Tiago frequentou o Instituto Jacob Rodrigues Ferreira, em Lisboa, que é uma escola para surdos. A mãe refere que foi a melhor coisa que podia ter feito. Lá, o jovem aprendeu a ler e a escrever, preparando-o para a vida. Tirou o curso de pastelaria e cozinha.
Quando terminou o curso foi estagiar para um espaço onde celebram casamentos, o mundo preferido de Tiago, que sempre quis ir a casamentos para ver as roupas dos convidados. Com o dinheiro que ganha gosta de comprar sapatos para a avó de 87 anos. “Ficou triste quando durante o estágio percebeu que o seu trabalho era ficar na cozinha e não na sala a servir os convidados.
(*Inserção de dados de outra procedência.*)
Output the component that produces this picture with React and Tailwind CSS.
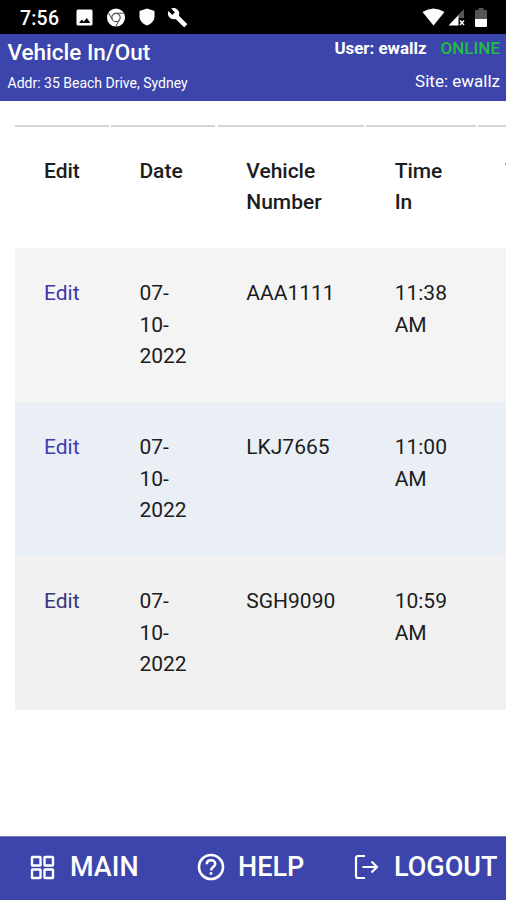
import React from 'react';

const rows = [
    { id: 1, date: ['07-', '10-', '2022'], vehicle: 'AAA1111', time: ['11:38', 'AM'], bg: 'bg-[#f4f4f4]', link: 'text-[#3c36a8]' },
    { id: 2, date: ['07-', '10-', '2022'], vehicle: 'LKJ7665', time: ['11:00', 'AM'], bg: 'bg-[#eaeef5]', link: 'text-[#3c3cb0]' },
    { id: 3, date: ['07-', '10-', '2022'], vehicle: 'SGH9090', time: ['10:59', 'AM'], bg: 'bg-[#f1f1f1]', link: 'text-[#38347f]' },
];

const columns = [
    { id: 'edit', lines: ['Edit'], pad: 'pl-[29.5px]' },
    { id: 'date', lines: ['Date'], pad: 'pl-[28.5px]' },
    { id: 'vehicle', lines: ['Vehicle', 'Number'], pad: 'pl-[28.5px]' },
    { id: 'timeIn', lines: ['Time', 'In'], pad: 'pl-[28.5px]' },
    { id: 'timeOut', lines: ['Time'], pad: 'pl-[27px]' },
];

const Lines = ({ lines }) => lines.map((line, i) => <div key={i}>{line}</div>);

const StatusBar = () => (
    <div className="flex h-[34px] shrink-0 items-center bg-black pl-[20px] pr-[18px] text-white">
        <span className="mt-[4px] w-[55.5px] text-[19.5px] font-medium leading-none tracking-[0.2px]">7:56</span>
        <svg className="h-[17px] w-[17px]" viewBox="0 0 17 17">
            <rect x="0.5" y="0.5" width="16" height="16" rx="1.5" fill="#fff" />
            <path d="M3 14l2.800-3.600 2 2.200L10.800 9l3.600 5z" fill="#000" />
        </svg>
        <svg className="ml-[13px] h-[19px] w-[20px]" viewBox="0 0 20 20">
            <circle cx="10" cy="10" r="9.5" fill="#fff" />
            <circle cx="10" cy="10" r="4.4" fill="none" stroke="#444" strokeWidth="1.2" />
            <path d="M10 5.6h8.2M6.2 12.2L2.2 5.3M13.8 12.2l-4 7" stroke="#555" strokeWidth="1.1" fill="none" />
        </svg>
        <svg className="ml-[13px] h-[18px] w-[16px]" viewBox="0 0 16 18">
            <path d="M8 0.5L15.5 3v5.5c0 4-3 7.3-7.5 9C3.5 15.8.5 12.5.5 8.500V3z" fill="#fff" />
        </svg>
        <svg className="ml-[12px] h-[21px] w-[21px]" viewBox="0 0 24 24">
            <path d="M22.700 19l-9.100-9.100c.9-2.300.4-5-1.500-6.900-2-2-5-2.400-7.400-1.300L9 6 6 9 1.600 4.700C.4 7.100.9 10.100 2.900 12.100c1.900 1.900 4.600 2.400 6.900 1.500l9.100 9.100c.4.4 1 .4 1.400 0l2.300-2.300c.5-.4.5-1.100.1-1.400z" fill="#fff" />
        </svg>
        <svg className="ml-auto h-[18px] w-[23px]" viewBox="0 0 23 18">
            <path d="M0.500 4Q11.500-3 22.500 4L11.500 17.500z" fill="#fff" />
        </svg>
        <svg className="ml-[3px] h-[18px] w-[17px]" viewBox="0 0 17 18">
            <path d="M16 1v9h-6V7z" fill="#555" />
            <path d="M0.500 17.500L10.500 7v10.500z" fill="#fff" />
            <path d="M12 12.500l4 4.500M16 12.500L12 17" stroke="#fff" strokeWidth="1.5" />
        </svg>
        <svg className="ml-[10px] mr-[1px] h-[19px] w-[12px]" viewBox="0 0 12 19">
            <path d="M3.500 0h5v2H11a1 1 0 0 1 1 1v8H0V3a1 1 0 0 1 1-1h2.500z" fill="#555" />
            <path d="M0 11h12v7a1 1 0 0 1-1 1H1a1 1 0 0 1-1-1z" fill="#fff" />
        </svg>
    </div>
);

const Header = () => (
    <div className="flex h-[67px] shrink-0 justify-between bg-[#3c45ab] pl-[7.5px] pr-[6px] text-white">
        <div>
            <h1 className="mt-[4px] text-[22.5px] font-medium leading-[28px]">Vehicle In/Out</h1>
            <p className="mt-[8px] text-[14px] leading-[18px]">Addr: 35 Beach Drive, Sydney</p>
        </div>
        <div className="text-right">
            <p className="mt-[4px] text-[16.9px] font-bold leading-[20px]">
                User: ewallz
                <span className="ml-[14px] text-[17px] font-medium text-[#1fbd43]">ONLINE</span>
            </p>
            <p className="mt-[13px] text-[17px] leading-[20px]">Site: ewallz</p>
        </div>
    </div>
);

const VehicleTable = () => (
    <div className="mt-[24px] ml-[14.5px] w-[600px] text-[21px] leading-[31.6px] text-[#1c1c1c]">
        <div className="grid h-[123px] grid-cols-[94px_104.5px_146px_109.5px_109px] gap-x-[2.4px] font-medium">
            {columns.map((col) => (
                <div key={col.id} className={`border-t-2 border-[#d3d5d4] pt-[28.5px] ${col.pad}`}>
                    <Lines lines={col.lines} />
                </div>
            ))}
        </div>
        {rows.map((row) => (
            <div
                key={row.id}
                className={`grid h-[154px] grid-cols-[94px_104.5px_146px_109.5px_109px] gap-x-[2.4px] pt-[30px] ${row.bg}`}
            >
                <a className={`pl-[29.5px] ${row.link}`}>Edit</a>
                <div className="pl-[28.5px]"><Lines lines={row.date} /></div>
                <div className="pl-[28.5px]">{row.vehicle}</div>
                <div className="pl-[28.5px]"><Lines lines={row.time} /></div>
            </div>
        ))}
    </div>
);

const Footer = () => (
    <div className="mt-auto flex h-[64px] shrink-0 items-center border-t border-[#777db8] bg-[#3c45ab] pb-[3px] text-[27px] font-medium leading-none text-white">
        <div className="flex w-[166px] items-center pl-[30px]">
            <svg className="mr-[15px] h-[25px] w-[25px]" viewBox="0 0 25 25" fill="none" stroke="#fff" strokeWidth="2.4">
                <rect x="2" y="2" width="8.500" height="8.500" rx="0.5" />
                <rect x="14.500" y="2" width="8.500" height="8.500" rx="0.5" />
                <rect x="2" y="14.500" width="8.500" height="8.500" rx="0.5" />
                <rect x="14.500" y="14.500" width="8.500" height="8.500" rx="0.5" />
            </svg>
            <span>MAIN</span>
        </div>
        <div className="flex w-[158px] items-center pl-[31px]">
            <svg className="mr-[13px] h-[28px] w-[28px]" viewBox="0 0 28 28" fill="none" stroke="#fff" strokeWidth="2.6">
                <circle cx="14" cy="14" r="12" />
                <path d="M9.800 11.200c0-2.500 1.800-4 4.200-4s4.200 1.500 4.200 3.700c0 3-4.200 3.200-4.200 6.600" />
                <path d="M14 19.200v2.500" />
            </svg>
            <span>HELP</span>
        </div>
        <div className="flex items-center pl-[29px]">
            <svg className="mr-[15px] h-[26px] w-[26px]" viewBox="0 0 26 26" fill="none" stroke="#fff" strokeWidth="2.2">
                <path d="M12 2H5a2 2 0 0 0-2 2v18a2 2 0 0 0 2 2h7" />
                <path d="M9.500 13h14M18.500 7.500l5.500 5.500-5.500 5.500" />
            </svg>
            <span>LOGOUT</span>
        </div>
    </div>
);

export default function App() {
    return (
        <div className="flex h-[900px] w-[506px] flex-col overflow-hidden bg-white font-['Roboto',sans-serif]">
            <StatusBar />
            <Header />
            <VehicleTable />
            <Footer />
        </div>
    );
}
Ele queria muito observar as roupas que tanto adora”, explica a mãe.
Há dez anos arranjou emprego n’A Padeirinha, cujo dono é vizinho de Tiago. Durante a conversa com o jovem e com a sua mãe, Tiago mostrou sempre a sua simpatia sorrindo e mostrando sempre muito interesse na conversa. “O Tiago adaptou-se sempre bem a tudo e nunca teve dificuldade em fazer amigos. Nunca ouviu e percebeu que tinha que se adaptar ao ambiente em que vive. Em criança sempre achou que ia morrer cedo porque não conhecia surdos adultos, só crianças da sua idade. Com o crescimento foi percebendo que tinha as mesmas hipóteses de chegar a adulto que as outras pessoas que ouvem”.